Archive for the ‘bibliotek’ Category

Library cataloguing breaks our data

2010-12-17

Use case: user desires to view a collection of masters theses by subject.

Solution 1: register departmental names as corporations in MARC 710

Catch 1: the departments have merged to create large departments (for example, the old departments of English, Romance languages and Germanic languages  became the department of modern foreign languages). The data that would have identified theses in English is now lost when the authority in 710 is updated.

Catch 2: the metadata does uniformly differentiate between theses on different aspects of study, for example, performative music is not distinguished uniformly from theoretical music, linguistics of English is lumped together with American cultural studies and literary studies. Thus, unrelated theses are placed together because they come from the same department, but not the same study track.

Catch 3: it is difficult to identify theses from the institution because the institution has changed name, and because the institution was formed by a merger and the merged institutions were also subject to various name changes.

Solution 2: Restructure the metadata so that the theses belong to a series with a standard title, create a controlled vocabulary that is used to differentiate the various theses on the basis of topic and study track, use solution 1 retroactively.

Catch 1: Reality*.

Solution 3: Use RDF.

Catches: we’ll work them out.

*Actually, the biggest problem is that the users want to present the data in their own system, which would involve either caching the data gleaned via SRU  (not possible for the departmental staff) or screenscraping the OPAC (not a nice solution).

Simple additives: adding social functionality to your OPAC

2010-12-13

A quick recipe for adding social functionality to your OPAC*.

Step-by-step:

  1. Argue with your IT people/system supplier about adding a Javascript snippet to your page templates
  2. While you’re doing (1), head on over to IntenseDebate and create an account
  3. Once you’ve managed (if you manage) to convince IT people that this functionality is worth the effort, (get your IT people/system supplier to) follow the instructions on the IntenseDebate support pages based on your account details
  4. Sit back and congratulate yourself

Now, there are a few things to note:

  1. The comments are hosted by IntenseDebate
  2. The users will need to have an OpenID in order to use the system (does your system support OpenID? Why not?)
  3. There may be a few legal issues related to “who owns comments” based on where you live

Potential issues:

  1. Your IT people/system supplier is reluctant
  2. Your system does not create links between things that should be related (e.g. manifestations/editions of books)
  3. No-one comments on anything

As you can see, implementing this kind of functionality in your system is so simple that it is worth trying out, however, don’t be disheartened if this doesn’t work out for you: the engagement users have with the “web content” in your system is probably limited.

*OPAC or any webpage, this isn’t “library IT”, it’s IT.
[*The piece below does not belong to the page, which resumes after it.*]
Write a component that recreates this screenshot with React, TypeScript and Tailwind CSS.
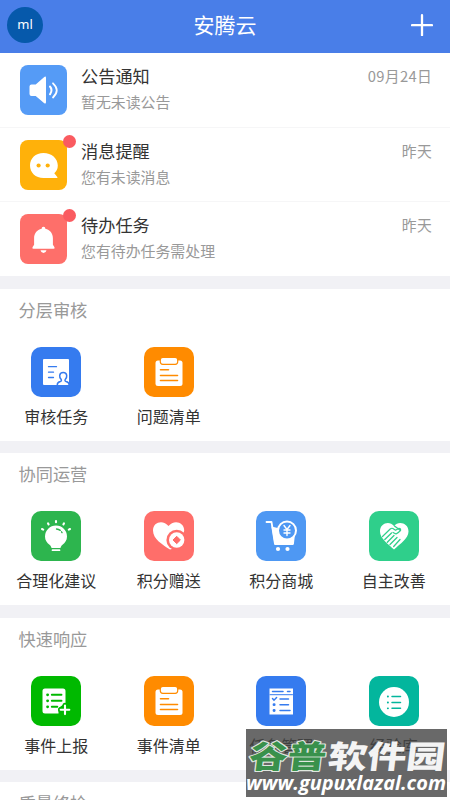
import type { ReactNode } from "react";

function SpeakerIcon() {
  return (
    <svg viewBox="0 0 47 50" className="h-full w-full" fill="none" stroke="#fff" strokeLinecap="round">
      <path d="M11.500 19.500h4.200L24 12.200q2-1.600 2 .8v24q0 2.600-2 1L15.700 31h-4.200q-2 0-2-2v-7.500q0-2 2-2z" fill="#fff" stroke="none" />
      <path d="M30 21.500q3 3.600 0 7.800" strokeWidth="2" />
      <path d="M33 18.300q7.500 7 0 14.200" strokeWidth="1.800" />
    </svg>
  );
}

function ChatIcon() {
  return (
    <svg viewBox="0 0 47 50" className="h-full w-full">
      <path d="M23.500 13C15.500 13 10 18.300 10 25.500S15.500 38 23.500 38H37q1-.3.300-1l-3-3.800q3.500-3.200 3.500-7.700C37.800 18.300 31.500 13 23.500 13z" fill="#fff" />
      <circle cx="18.600" cy="25.500" r="2.100" fill="#ffb10a" />
      <circle cx="27.700" cy="25.500" r="2.100" fill="#ffb10a" />
    </svg>
  );
}

function BellIcon() {
  return (
    <svg viewBox="0 0 47 50" className="h-full w-full" fill="#fff">
      <path d="M23.500 12.800c1.300 0 1.800.8 1.800 1.900 4.800 1 7.600 4.800 7.600 9.500v6.600l1.600 2.500q.5 1.500-1 1.500h-20q-1.500 0-1-1.500l1.600-2.500v-6.600c0-4.700 2.800-8.500 7.600-9.500 0-1.100.5-1.900 1.800-1.900z" />
      <path d="M20.500 36.300h6q-.5 2.700-3 2.700t-3-2.700z" />
    </svg>
  );
}

function ReviewIcon() {
  return (
    <svg viewBox="0 0 50 50" className="h-full w-full" fill="none" strokeLinecap="round">
      <rect x="12" y="12" width="26" height="26" rx="1" fill="#fff" />
      <path d="M17.500 19.700h8M17.500 25.200h5M17.500 30.500h5" stroke="#357bef" strokeWidth="1.300" />
      <path d="M26.300 37.800c0-2 1-2.800 3-3.300q1.600-.5.900-1.900-1.800-2-1.500-4.100c.2-2 1.500-3 3.500-3s3.300 1 3.500 3q.3 2.100-1.500 4.100-.7 1.400.9 1.900c2 .5 3 1.300 3 3.300" fill="#fff" stroke="#357bef" strokeWidth="1.500" />
    </svg>
  );
}

function ClipboardIcon() {
  return (
    <svg viewBox="0 0 50 50" className="h-full w-full" fill="none" strokeLinecap="round">
      <rect x="11.500" y="13.500" width="27" height="25.500" rx="2.500" fill="#fff" />
      <rect x="16.300" y="10.300" width="17.400" height="7" rx="2.500" fill="#fff" stroke="#ff8b00" strokeWidth="1.200" />
      <path d="M16.500 22.800h8M16.500 28.500h17M16.500 33.500h17" stroke="#ff8b00" strokeWidth="1.600" />
    </svg>
  );
}

function BulbIcon() {
  return (
    <svg viewBox="0 0 50 50" className="h-full w-full" fill="none" strokeLinecap="round">
      <path d="M25 14.500a11 11 0 0 0-11 11c0 4 2 6.200 4.500 8.200 1.300 1 1.800 2.300 2 3.300h9c.2-1 .7-2.300 2-3.300 2.500-2 4.500-4.200 4.500-8.200a11 11 0 0 0-11-11z" fill="#fff" />
      <path d="M21.500 39.200h7" stroke="#fff" strokeWidth="1.700" />
      <path d="M25 10v1.200M17 12.300l.6 1.100M33 12.300l-.6 1.100M11 18l1.200.6M39 18l-1.200.6" stroke="#fff" strokeWidth="2.100" />
      <path d="M25.500 18q4.500.4 6 4.700" stroke="#2db54e" strokeWidth="1.300" strokeDasharray="4 2 1 2" />
    </svg>
  );
}

function GiftHeartIcon() {
  return (
    <svg viewBox="0 0 50 50" className="h-full w-full">
      <path d="M26 38.500C18.500 33.700 9 28 9 19.500 9 10.500 19.500 8.500 24.500 15c5-6.500 15.700-4.500 15.700 4.700L35 36l-9 2.500z" fill="#fff" />
      <circle cx="32.700" cy="29" r="10.300" fill="#ff6e6a" />
      <circle cx="32.700" cy="29" r="7.700" fill="#fff" />
      <path d="m32.700 25.300 3.700 3.700-3.700 3.700-3.700-3.700z" fill="#ff6e6a" stroke="#ff6e6a" strokeLinejoin="round" />
    </svg>
  );
}

function CartIcon() {
  return (
    <svg viewBox="0 0 50 50" className="h-full w-full" fill="none" strokeLinecap="round" strokeLinejoin="round">
      <path d="M15.500 15.500 18.500 33h18.300l1.500-12z" fill="#fff" />
      <path d="M10.500 11h5l3.500 22H37l1-9" stroke="#fff" strokeWidth="1.800" />
      <circle cx="31" cy="19.500" r="9" fill="#4e98f3" stroke="#fff" strokeWidth="2" />
      <path d="m28 14.500 3 4 3-4M31 18.500v6M28 19h6M28 22h6" stroke="#fff" strokeWidth="1.400" />
      <circle cx="22" cy="38" r="2.100" fill="#fff" />
      <circle cx="31.500" cy="38" r="2.100" fill="#fff" />
    </svg>
  );
}

function HandshakeIcon() {
  return (
    <svg viewBox="0 0 50 50" className="h-full w-full" fill="none" strokeLinecap="round" strokeLinejoin="round">
      <path d="M25 38.500C19 33 11 27.500 11 20.500c0-8.500 9.500-11 14-5.500 4.500-5.500 14.500-3 14.500 5.500 0 7-8.500 12.500-14.500 18z" fill="#fff" />
      <path d="m13.500 25.500 7.700-7.500q1.800-1.500 3.500 0l1.800 1.200 3.500-1.900q2 0 1.500 2-1.500 2-4.500 3.700l-3-1.500" stroke="#2fcf8b" strokeWidth="1.200" />
      <path d="m22.500 22-6.700 6.500M25 24.500l-6.700 6.700M28 26.500l-7 7M31 28.500l-6.300 7M25.500 15l6 4.500" stroke="#2fcf8b" strokeWidth="1.300" />
    </svg>
  );
}

function ReportIcon() {
  return (
    <svg viewBox="0 0 50 50" className="h-full w-full" fill="none" strokeLinecap="round">
      <path d="M14 12.500h18q2.500 0 2.500 2.500v12l-7 5v5.500H14q-2.500 0-2.500-2.500V15q0-2.500 2.500-2.500z" fill="#fff" />
      <path d="M20.800 18.800h9.700M20.800 24.800h9.700M20.800 30.800h5.500" stroke="#00b900" strokeWidth="1.900" />
      <path d="M16.500 18.800h.2M16.500 24.800h.2M16.500 30.800h.2" stroke="#00b900" strokeWidth="2.700" />
      <path d="M34 29.300v9M29.500 33.800h9" stroke="#00b900" strokeWidth="5" />
      <path d="M34 29.500v8.600M29.700 33.800h8.600" stroke="#fff" strokeWidth="2.100" />
    </svg>
  );
}

function TaskListIcon() {
  return (
    <svg viewBox="0 0 50 50" className="h-full w-full" fill="none" strokeLinecap="round">
      <rect x="13.500" y="12.500" width="23.500" height="26" fill="#fff" />
      <path d="M16.500 15.500H27M31.500 15.500h2.500" stroke="#357bef" strokeWidth="1.500" />
      <path d="M14 18.700h22.500" stroke="#357bef" strokeWidth="1" />
      <path d="m16.500 22.500 1.500 1.700 2.600-2.700M24 23h8.500M24 28.700h8.500M24 34.500h10" stroke="#357bef" strokeWidth="1.500" />
      <path d="M18 28.700h.2M18 34.500h.2" stroke="#357bef" strokeWidth="2.800" />
    </svg>
  );
}

function KnowledgeIcon() {
  return (
    <svg viewBox="0 0 50 50" className="h-full w-full" fill="none" strokeLinecap="round">
      <circle cx="25" cy="26" r="15" fill="#fff" />
      <path d="M23 20.500h8.500M23 26.500h8.500M23 32.300h8.500" stroke="#03b69d" strokeWidth="1.500" />
      <path d="M18.800 20.500h.2M18.800 26.500h.2M18.800 32.300h.2" stroke="#03b69d" strokeWidth="1.800" />
    </svg>
  );
}

type Message = { title: string; detail: string; time: string; color: string; unread: boolean; icon: ReactNode };

const messages: Message[] = [
  { title: "公告通知", detail: "暂无未读公告", time: "09月24日", color: "bg-[#559bf6]", unread: false, icon: <SpeakerIcon /> },
  { title: "消息提醒", detail: "您有未读消息", time: "昨天", color: "bg-[#ffb10a]", unread: true, icon: <ChatIcon /> },
  { title: "待办任务", detail: "您有待办任务需处理", time: "昨天", color: "bg-[#fe6f6a]", unread: true, icon: <BellIcon /> },
];

type Entry = { label: string; color: string; icon: ReactNode };

const sections: { title: string; entries: Entry[] }[] = [
  {
    title: "分层审核",
    entries: [
      { label: "审核任务", color: "bg-[#357bef]", icon: <ReviewIcon /> },
      { label: "问题清单", color: "bg-[#ff8b00]", icon: <ClipboardIcon /> },
    ],
  },
  {
    title: "协同运营",
    entries: [
      { label: "合理化建议", color: "bg-[#2db54e]", icon: <BulbIcon /> },
      { label: "积分赠送", color: "bg-[#ff6e6a]", icon: <GiftHeartIcon /> },
      { label: "积分商城", color: "bg-[#4e98f3]", icon: <CartIcon /> },
      { label: "自主改善", color: "bg-[#2fcf8b]", icon: <HandshakeIcon /> },
    ],
  },
  {
    title: "快速响应",
    entries: [
      { label: "事件上报", color: "bg-[#00b900]", icon: <ReportIcon /> },
      { label: "事件清单", color: "bg-[#ff8b00]", icon: <ClipboardIcon /> },
      { label: "任务管理", color: "bg-[#357bef]", icon: <TaskListIcon /> },
      { label: "经验库", color: "bg-[#03b69d]", icon: <KnowledgeIcon /> },
    ],
  },
];

function MessageRow({ message }: { message: Message }) {
  return (
    <div className="flex h-[74.500px] border-b border-[#f6f6f7] pt-3 pr-[18px] pl-5 last:border-b-0">
      <div className={`relative h-[50px] w-[47px] shrink-0 rounded-[8px] ${message.color}`}>
        {message.icon}
        {message.unread && <span className="absolute -top-[5px] -right-[9px] size-[13px] rounded-full bg-[#fa5b60]" />}
      </div>
      <div className="ml-[14px] flex-1">
        <div className="-mt-px text-[17.200px] leading-6 text-[#333]">{message.title}</div>
        <div className="mt-[3px] text-[14.900px] leading-[22px] text-[#999]">{message.detail}</div>
      </div>
      <div className="text-[14.800px] leading-[22px] tracking-[0.02em] text-[#999]">{message.time}</div>
    </div>
  );
}

function Watermark() {
  return (
    <div className="absolute top-[729px] left-[246px] h-[68px] w-[201px] bg-[#444]/80">
      <svg viewBox="0 0 201 68" className="h-full w-full overflow-visible font-['Noto_Sans_CJK_SC',sans-serif] font-black">
        <g transform="translate(2 38.500) skewX(-7)" fontSize="31.500" strokeLinejoin="round" opacity="0.93">
          <text x="0" y="0" textLength="77" lengthAdjust="spacingAndGlyphs" fill="#36954a" stroke="#e9f1e9" strokeWidth="2.200" paintOrder="stroke">谷普</text>
          <text x="79" y="0" textLength="117" lengthAdjust="spacingAndGlyphs" fill="#fff">软件园</text>
        </g>
        <text x="0" y="61" textLength="200" lengthAdjust="spacingAndGlyphs" fill="#fff" fontSize="19" className="font-['Open_Sans',sans-serif] font-bold italic">www.gupuxlazal.com</text>
      </svg>
    </div>
  );
}

export default function App() {
  return (
    <div className="relative flex h-[800px] w-[450px] flex-col overflow-hidden bg-[#f1f1f5] font-['Noto_Sans_CJK_SC',sans-serif]">
      <header className="grid h-[53px] shrink-0 grid-cols-[1fr_auto_1fr] items-center bg-[#497ee8] px-[7px] pb-[3px] text-white">
        <div className="flex size-[36px] items-center justify-center rounded-full bg-[#0659ab] font-['Noto_Sans',sans-serif] text-[13px]">ml</div>
        <h1 className="-mt-0.5 text-center text-[21px] leading-8">安腾云</h1>
        <svg viewBox="0 0 22 22" className="mr-[10px] size-[22px] justify-self-end" stroke="#fff" strokeWidth="2.300" strokeLinecap="round">
          <path d="M11 1.200v20M1 11.200h20" />
        </svg>
      </header>
      <main className="flex flex-col">
        <div className="h-[223px] bg-white">
          {messages.map((message) => (
            <MessageRow key={message.title} message={message} />
          ))}
        </div>
        {sections.map((section) => (
          <section key={section.title} className="mt-[12.500px] h-[152px] bg-white">
            <h2 className="pt-2 pl-[18.500px] text-[17.200px] leading-[26px] text-[#999]">{section.title}</h2>
            <div className="mt-6 grid grid-cols-4">
              {section.entries.map((entry) => (
                <div key={entry.label} className="flex flex-col items-center">
                  <div className={`size-[50px] rounded-[10px] ${entry.color}`}>{entry.icon}</div>
                  <span className="mt-[7px] text-base leading-6 text-[#333]">{entry.label}</span>
                </div>
              ))}
            </div>
          </section>
        ))}
        <section className="mt-[12.500px] h-[152px] bg-white">
          <h2 className="pt-2 pl-[18.500px] text-[17.200px] leading-[26px] text-[#999]">质量终检</h2>
        </section>
      </main>
      <Watermark />
    </div>
  );
}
Information literacy: it’s over and out

2010-01-18

“Information literacy” was a phenomenon of the late 1990s end early 2000s and it is officially dead. Looking at the numbers, you can see that the level of interest globally in information literacy is rapidly approaching zero. Take a look at the Google-trending data for this:

Trending data for searches for term "information literacy"

Google trending data for searches for term "information literacy"

What is “information literacy”? In libraryland, it’s a specific thing (I’ll translate the Norwegian Archive, Library and Museum Authority’s definition):

Information literacy is a collection of skills that make a person able to identify when information is necessary, and which make them able to locate, evaluate and use – in an effective way – this information.[1]

This sounds reasonable, however it isn’t, it’s silly: are there any plausible instances where people who are trying to achieve something don’t know when they need information? I hope not. Note that Plinius [Norwegian] has commented (so well in fact that I translated it) that “information literacy” is not really a valid thing in the traditional library sense; an interpretation of information literacy, however, that is viable is one where it is a facet of subject-related competence.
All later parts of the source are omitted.